"The Continent," directed by Chinese racer

HONG KONG – “The Continent,” the nostalgia trip movie by celebrity blogger and race driver Han Han, dominated the Chinese box office at the weekend and quickly ended the reign of “Tiny Times 3.”

Released on Thursday (July 24), “The Continent” delivered a super strong first day gross of $12 million, before going on to amass $47.1 million in its four day weekend run, according to local data source Entgroup. Rentrak estimates on Sunday had put it at $45 million.

That was fractionally lower than “Tiny Times 3” had managed the previous weekend, but is still a huge number for a first time film-maker, and once again proves the power of social media in China at motivating youth audiences.

“The Continent”‘s $47 million total also holds up well in comparison with the $43.9 million scored by “Lucy,” the top film at the North American box office, though “The Continent” enjoyed four full days of release, while “Lucy” had three full days plus midnight screenings on the evening of Thurs July 24.
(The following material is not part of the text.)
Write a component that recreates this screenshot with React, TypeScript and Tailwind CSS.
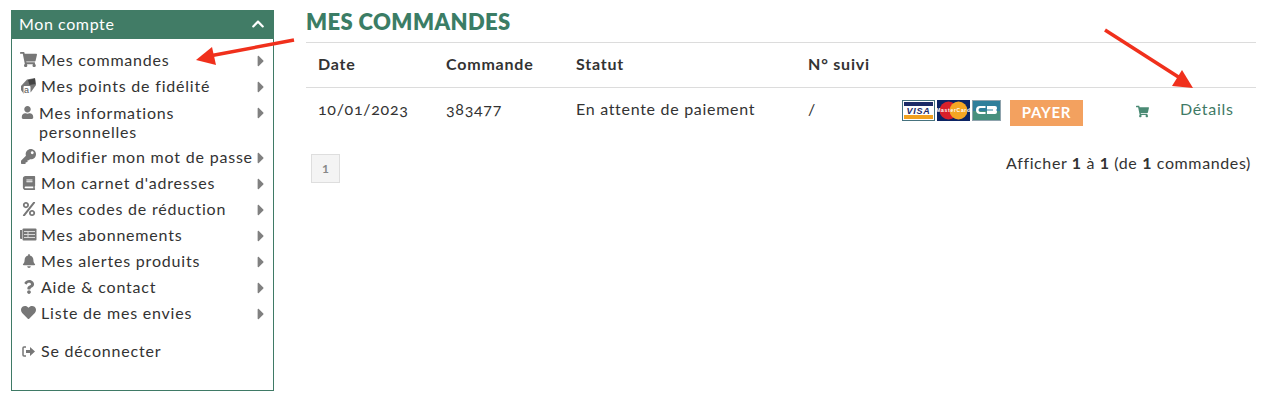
import React from "react";
import { FaShoppingCart, FaUser, FaKey, FaBook, FaPercent, FaBell, FaQuestion, FaHeart, FaCaretRight, FaChevronUp } from "react-icons/fa";

const PointsIcon = () => (
  <svg width="17" height="17" viewBox="0 0 17 17">
    <path d="M1 9 7 2.500 15 1 16 8 11 15 7 16.500H3.500L1 13z" fill="#777" />
    <path d="M8 3 15 1.500 15.500 7 9.500 8z" fill="#444" />
    <rect x="3.500" y="9" width="7" height="8" rx="1" fill="#fff" />
    <text x="7" y="15.500" textAnchor="middle" fontSize="9" fill="#555" fontFamily="Liberation Sans">a</text>
  </svg>
);

const NewsIcon = () => (
  <svg width="17" height="13" viewBox="0 0 17 13">
    <path d="M0 2h2v9H1a1 1 0 0 1-1-1z" fill="#777" />
    <rect x="2.500" y="0.500" width="14" height="12" rx="1" fill="#777" />
    <path d="M4 3.500h11M4 6.500h11M4 9.500h11M8 3.500v6" stroke="#d8d8d8" strokeWidth="1" />
  </svg>
);

const LogoutIcon = () => (
  <svg width="13" height="11" viewBox="0 0 13 11">
    <path d="M4 1H2a1 1 0 0 0-1 1v7a1 1 0 0 0 1 1h2" fill="none" stroke="#777" strokeWidth="1.500" />
    <path d="M4 4h4V1l5 4.500-5 4.500V7H4z" fill="#777" />
  </svg>
);

const menuItems = [
  { label: "Mes commandes", icon: <FaShoppingCart size={17} /> },
  { label: "Mes points de fidélité", icon: <PointsIcon /> },
  { label: "Mes informations personnelles", icon: <FaUser size={13} />, narrow: true },
  { label: "Modifier mon mot de passe", icon: <FaKey size={15} /> },
  { label: "Mon carnet d'adresses", icon: <FaBook size={14} /> },
  { label: "Mes codes de réduction", icon: <FaPercent size={14} /> },
  { label: "Mes abonnements", icon: <NewsIcon /> },
  { label: "Mes alertes produits", icon: <FaBell size={14} /> },
  { label: "Aide & contact", icon: <FaQuestion size={14} /> },
  { label: "Liste de mes envies", icon: <FaHeart size={15} /> },
];

const Cards = () => (
  <div className="flex items-center gap-[2px]">
    <svg width="33" height="21" viewBox="0 0 33 21">
      <rect x="0.5" y="0.5" width="32" height="20" fill="#fff" stroke="#46727e" />
      <rect x="2" y="2" width="29" height="4" fill="#1b2a66" />
      <rect x="2" y="15" width="29" height="4" fill="#f2a11d" />
      <text x="16.500" y="14" textAnchor="middle" fontSize="9" fontWeight="700" fontStyle="italic" fill="#1b2a66" fontFamily="Liberation Sans">VISA</text>
    </svg>
    <svg width="33" height="21" viewBox="0 0 33 21">
      <rect width="33" height="21" fill="#0c2464" />
      <circle cx="11.500" cy="10.500" r="9" fill="#d8202a" />
      <circle cx="21.500" cy="10.500" r="9" fill="#f5a623" />
      <text x="16.500" y="12" textAnchor="middle" fontSize="5" fontWeight="700" fill="#fff" fontFamily="Liberation Sans">MasterCard</text>
    </svg>
    <svg width="29" height="21" viewBox="0 0 29 21">
      <rect width="29" height="21" fill="#2f7f9b" />
      <rect y="11" width="29" height="10" fill="#46907e" />
      <rect x="0.500" y="0.500" width="28" height="20" fill="none" stroke="#8fa3ad" />
      <path d="M13.500 6H8a4 4 0 0 0 0 8h5.500v-2H8.500a2 2 0 0 1 0-4h5z" fill="#fff" />
      <path d="M15 6h8a2 2 0 0 1 2 2 2 2 0 0 1-1 2 2 2 0 0 1 1 2 2 2 0 0 1-2 2h-8v-3.500h6v-1h-6z" fill="#fff" />
    </svg>
  </div>
);

export default function App() {
  return (
    <div className="relative flex h-[404px] w-[1263px] gap-8 overflow-hidden bg-white pl-[11px] pr-[7px] pt-[10px] text-[16px] text-[#333] [font-family:Lato,'Liberation_Sans',sans-serif]">
      <aside className="flex h-[381px] w-[263px] shrink-0 flex-col border border-t-0 border-[#3f7a66]">
        <div className="-mx-px flex h-[29px] shrink-0 items-center justify-between bg-[#417c66] pb-[2px] pl-2 pr-[9px] tracking-[0.6px] text-white">
          <span>Mon compte</span>
          <FaChevronUp size={14} />
        </div>
        <ul className="mt-[9px] leading-[19px] tracking-[0.8px]">
          {menuItems.map((item) => (
            <li key={item.label} className={`relative flex items-start pl-2 pr-[18px] ${item.narrow ? "h-[45px] py-[3px]" : "h-[26px] py-[2px]"}`}>
              <span className={`mr-1 flex h-[19px] shrink-0 items-center justify-center text-[#777] ${item.narrow ? "w-[15px]" : "w-[17px]"}`}>{item.icon}</span>
              <span>{item.label}</span>
              <FaCaretRight size={18} className="absolute right-[3px] top-[4px] text-[#808080]" />
            </li>
          ))}
        </ul>
        <div className="mt-3 flex h-[26px] items-center pb-[2px] pl-2 tracking-[0.8px]">
          <span className="mr-1 flex w-[17px] justify-center"><LogoutIcon /></span>
          <span>Se déconnecter</span>
        </div>
      </aside>

      <main className="min-w-0 flex-1">
        <h1 className="h-[33px] border-b border-[#dcdcdc] text-[22px] font-extrabold leading-[24px] tracking-[0.4px] text-[#3b7d65]">MES COMMANDES</h1>
        <div className="grid h-[45px] grid-cols-[128px_130px_232px_94px] items-center border-b border-[#dcdcdc] pb-[2px] pl-3 font-bold tracking-[0.8px]">
          <span>Date</span>
          <span>Commande</span>
          <span>Statut</span>
          <span>N° suivi</span>
        </div>
        <div className="flex h-[45px] items-center pl-3 tracking-[0.7px]">
          <div className="grid grid-cols-[128px_130px_232px_94px] items-center pb-[4px]">
            <span className="oldstyle-nums">10/01/2023</span>
            <span className="oldstyle-nums">383477</span>
            <span>En attente de paiement</span>
            <span>/</span>
          </div>
          <Cards />
          <button className="ml-[9px] mt-[4px] h-[26px] w-[73px] bg-[#f3a15f] text-[15px] font-bold tracking-[0.7px] text-white">PAYER</button>
          <FaShoppingCart size={13} className="ml-[53px] mt-[2px] text-[#4a8a74]" />
          <a className="ml-[31px] pb-[4px] text-[#3f7a66]">Détails</a>
        </div>
        <div className="mt-[21px] flex items-start justify-between px-[5px]">
          <span className="flex h-[29px] w-[29px] items-center justify-center border border-[#dedede] bg-[#f4f4f4] text-[12px] font-bold text-[#888]">1</span>
          <span className="leading-[18px] tracking-[0.62px]">Afficher <b>1</b> à <b>1</b> (de <b>1</b> commandes)</span>
        </div>
      </main>

      <svg className="pointer-events-none absolute left-0 top-0" width="1263" height="404" viewBox="0 0 1263 404">
        <path d="M294 40 212 55.500" stroke="#f0301c" strokeWidth="3.500" fill="none" />
        <path d="M196 60 212 47 216 65z" fill="#f0301c" />
        <path d="M1105 30 1180 78" stroke="#f0301c" strokeWidth="3.500" fill="none" />
        <path d="M1193 88 1172 86 1182 70z" fill="#f0301c" />
      </svg>
    </div>
  );
}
Chinese-made horror “The House That Never Dies” clung on to second spot and added $27.5 million over the second weekend to give a 10-day cume of $53 million (RMB324 million).
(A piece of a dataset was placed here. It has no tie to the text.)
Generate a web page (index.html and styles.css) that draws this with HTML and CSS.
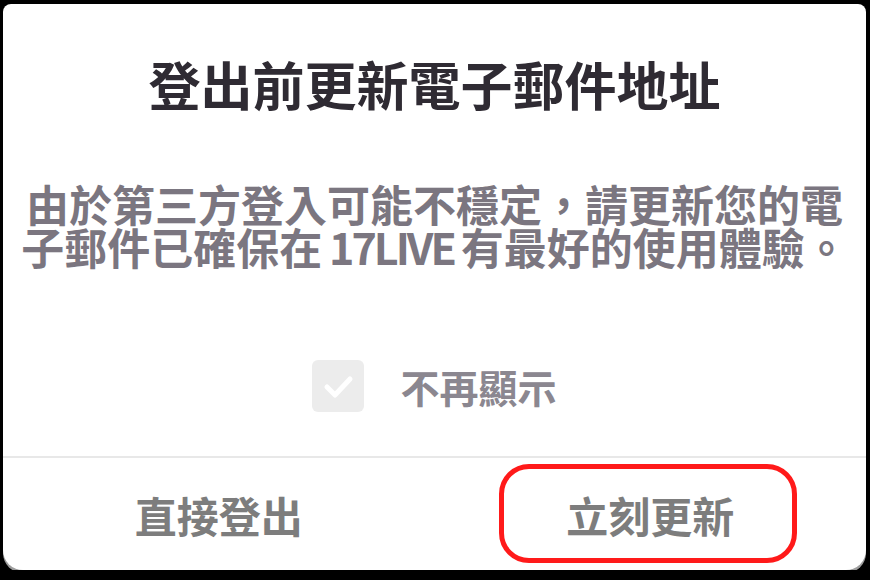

While it slipped from first to third place, “Tiny Times 3” was not far off the second place pace and added $24.7 million for an 11 day total of $75.5 million (RMB464 million). That confirms it as the biggest picture of the franchise to date.

There was no such charm for “The Magical Brush,” a Toonmax-backed Chinese-made animation, which managed $4.73 million (RMB28.3 million) from three days for fifth place.

Splitting the otherwise all-Chinese top five was “Transformers: Age of Extinction,” in fourth place in its fifth weekend of release. It managed an additional $12.7 million to give it an all-time record cume of $319 million (RMB1.96 billion). It seems certain this week to become the first film ever in China to pass the RMB2 billion milestone. Previous record holder “Avatar” managed RMB1.39 billion in 2010.

Significantly, the performance of “Transformers 4” relied less on premium priced tickets than “Avatar,” something that reflects the expansion of Chinese cinema circuits into second and third tier cities as well, perhaps, as declining prices for 3D presentations.

The mean ticket for “Transformers 4” cost RMB41 ($6.65), compares with RMB50 ($8.10 at current rates of exchange) for “Avatar” four years ago. That implies that “Avatar” sold a total of 27.8 million tickets, while “Transformers 4” has brought out a spectator total some 70% higher at 47 million.

The weekend’s two other newcomers ranked ninth and tenth in the chart. Indian action film “Dhoom 3” earned $1.35 million in three days, while Chinese romance “No Zuo No Die” managed just $700,000.

Still in the charts are: Chinese comedy “Old Boys: Way of the Dragon,” which added $3.12 million to extend its cume to $32.8 million after 18 days; Chinese comedy romance “Breakup Guru” with a further $2.61 million for an updated cume of $107 million after 31 days; and, locally-made animation “Happy Heroes 2 Qiyuan Planet Wars” with $1.56 million for a total of $4.21 million after 10 days.